* start DATA *

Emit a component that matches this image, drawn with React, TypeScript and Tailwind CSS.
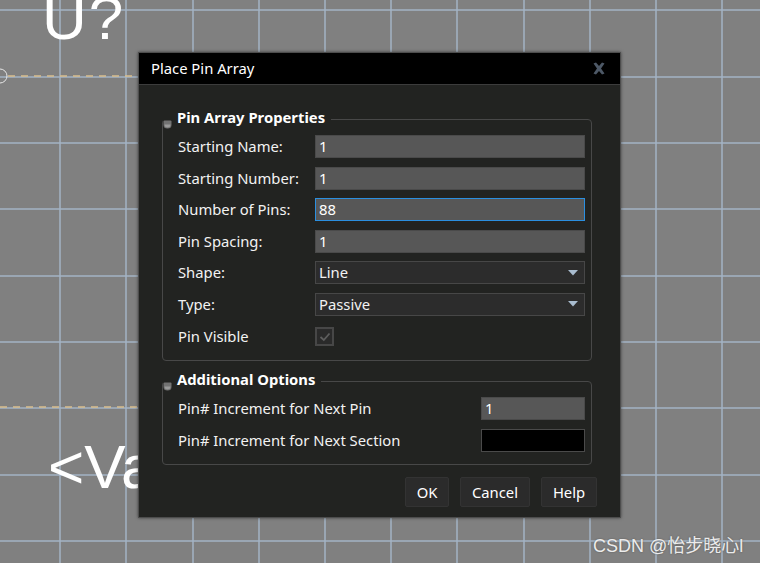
import React from 'react';

const GRID_X = [60, 126, 193, 259, 325, 391, 457, 524, 590, 656, 722];
const GRID_Y = [10, 77, 143, 209, 276, 342, 408, 475, 541];

function Canvas() {
    return (
        <svg className="absolute inset-0" width="760" height="563">
            <rect width="760" height="563" fill="#808080" />
            {GRID_X.map((x) => (
                <line key={'x' + x} x1={x} y1={0} x2={x} y2={563} stroke="#a3b3c4" strokeWidth="1.5" />
            ))}
            {GRID_Y.map((y) => (
                <line key={'y' + y} x1={0} y1={y} x2={760} y2={y} stroke="#a3b3c4" strokeWidth="1.5" />
            ))}
            <line x1={8} y1={76} x2={140} y2={76} stroke="#d9bf8f" strokeWidth="1.5" strokeDasharray="7 6" />
            <line x1={0} y1={407} x2={140} y2={407} stroke="#d9bf8f" strokeWidth="1.5" strokeDasharray="7 6" />
            <circle cx={0} cy={76} r={7} fill="none" stroke="#e6e6e6" strokeWidth="1" />
        </svg>
    );
}

function Collapse() {
    return (
        <svg width="9" height="9" viewBox="0 0 9 9" className="shrink-0 translate-y-[5px]">
            <path d="M0.5 1.5 Q0.5 0.5 1.5 0.5 L7.5 0.5 Q8.5 0.5 8.5 1.5 L8.5 5 Q8.5 8.5 4.5 8.5 Q0.5 8.5 0.5 5 Z" fill="#727272" />
            <path d="M1.5 4.5 L7.5 4.5 Q7.5 7.5 4.5 7.5 Q1.5 7.5 1.5 4.5 Z" fill="#9a9a9a" />
        </svg>
    );
}

function TextInput({ value, focus }: { value: string; focus?: boolean }) {
    return (
        <div
            className={
                'w-[270px] h-[23px] bg-[#575757] flex items-center px-[3px] text-white ' +
                (focus ? 'border border-[#2b8fe0]' : 'border border-[#4a4a4a]')
            }
        >
            {value}
        </div>
    );
}

function Select({ value }: { value: string }) {
    return (
        <div className="w-[270px] h-[23px] bg-[#2c2c2c] border border-[#474747] flex items-center justify-between px-[3px]">
            <span>{value}</span>
            <svg width="10" height="6" viewBox="0 0 10 6" className="mr-[3px]">
                <path d="M0 0 L10 0 L5 5.5 Z" fill="#a9bccf" />
            </svg>
        </div>
    );
}

function Row({ label, children }: { label: string; children: React.ReactNode }) {
    return (
        <div className="flex items-center h-[23px]">
            <span className="w-[137px] whitespace-nowrap">{label}</span>
            {children}
        </div>
    );
}

function Button({ label, w }: { label: string; w: string }) {
    return (
        <div className={'h-[30px] bg-[#2b2b2b] border border-[#333] rounded-[2px] flex items-center justify-center text-white ' + w}>
            {label}
        </div>
    );
}

function GroupTitle({ title }: { title: string }) {
    return (
        <legend className="flex items-center gap-[5px] pr-[6px] font-bold text-white h-[20px]">
            <Collapse />
            <span className="-mt-[3px]">{title}</span>
        </legend>
    );
}

export default function App() {
    return (
        <div className="relative w-[760px] h-[563px] overflow-hidden" style={{ fontFamily: '"Noto Sans", sans-serif' }}>
            <Canvas />
            <div
                className="absolute left-[42px] top-[-13px] text-white text-[62px] leading-none tracking-[2px]"
                style={{ fontFamily: '"Liberation Sans", Arial, sans-serif' }}
            >
                U?
            </div>
            <div
                className="absolute left-[48px] top-[436px] text-white text-[62px] leading-none"
                style={{ fontFamily: '"Liberation Sans", Arial, sans-serif' }}
            >
                &lt;Va
            </div>

            <div className="absolute left-[138px] top-[52px] w-[483px] h-[466px] bg-[#222321] border border-[#4d4d4d] flex flex-col text-[14.8px] text-[#f2f2f2] shadow-[0_0_3px_rgba(0,0,0,0.5)]">
                <div className="h-[32px] bg-black border-b border-[#3c3c3c] flex items-center justify-between pl-[12px] pr-[15px] shrink-0">
                    <span className="text-white">Place Pin Array</span>
                    <svg width="12" height="13" viewBox="0 0 12 13">
                        <path
                            d="M0.5 1.5 L3 0.5 L6 4 L9 0.5 L11.5 1.5 L8 6.5 L11.5 11.5 L9 12.5 L6 9 L3 12.5 L0.5 11.5 L4 6.5 Z"
                            fill="#4d5866"
                        />
                    </svg>
                </div>

                <div className="flex flex-col pl-[23px] pr-[28px] pt-[24px]">
                    <fieldset className="border border-[#484848] rounded-[4px] pb-[12px]">
                        <GroupTitle title="Pin Array Properties" />
                        <div className="flex flex-col gap-[8.5px] mt-[6px] pl-[15px] pr-[6px]">
                            <Row label="Starting Name:">
                                <TextInput value="1" />
                            </Row>
                            <Row label="Starting Number:">
                                <TextInput value="1" />
                            </Row>
                            <Row label="Number of Pins:">
                                <TextInput value="88" focus />
                            </Row>
                            <Row label="Pin Spacing:">
                                <TextInput value="1" />
                            </Row>
                            <Row label="Shape:">
                                <Select value="Line" />
                            </Row>
                            <Row label="Type:">
                                <Select value="Passive" />
                            </Row>
                            <div className="flex items-center h-[23px] mt-[1px]">
                                <span className="w-[137px]">Pin Visible</span>
                                <div className="w-[19px] h-[19px] bg-[#2a2a2a] border-2 border-[#474747] flex items-center justify-center">
                                    <svg width="12" height="10" viewBox="0 0 12 10">
                                        <path d="M1.5 5 L4.8 8 L10.5 1.5" stroke="#5e5e5e" strokeWidth="1.8" fill="none" />
                                    </svg>
                                </div>
                            </div>
                        </div>
                    </fieldset>

                    <fieldset className="border border-[#484848] rounded-[4px] pb-[12px] mt-[10px]">
                        <GroupTitle title="Additional Options" />
                        <div className="flex flex-col gap-[9px] mt-[6px] pl-[15px] pr-[6px]">
                            <div className="flex items-center justify-between h-[23px]">
                                <span>Pin# Increment for Next Pin</span>
                                <div className="w-[104px] h-[23px] bg-[#575757] border border-[#4a4a4a] flex items-center px-[3px] text-white">1</div>
                            </div>
                            <div className="flex items-center justify-between h-[23px]">
                                <span>Pin# Increment for Next Section</span>
                                <div className="w-[104px] h-[23px] bg-black border border-[#4a4a4a]" />
                            </div>
                        </div>
                    </fieldset>
                </div>

                <div className="flex justify-end gap-[11px] pr-[23px] mt-[12px]">
                    <Button label="OK" w="w-[44px]" />
                    <Button label="Cancel" w="w-[70px]" />
                    <Button label="Help" w="w-[56px]" />
                </div>
            </div>

            <div
                className="absolute left-[593px] top-[533px] text-[18px] text-[#ececec] [text-shadow:0_0_2px_rgba(0,0,0,0.35)]"
                style={{ fontFamily: '"Liberation Sans", "Noto Sans CJK SC", sans-serif' }}
            >
                CSDN @怡步晓心l
            </div>
        </div>
    );
}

* end DATA *

### TASK STATEMENT
Go from the first line of the data above to the line containing "408, 475, 541];" and retype exactly those lines, both included, but none of the pictures.

### ANSWER FOR THE TASK
Emit a component that matches this image, drawn with React, TypeScript and Tailwind CSS.
import React from 'react';

const GRID_X = [60, 126, 193, 259, 325, 391, 457, 524, 590, 656, 722];
const GRID_Y = [10, 77, 143, 209, 276, 342, 408, 475, 541];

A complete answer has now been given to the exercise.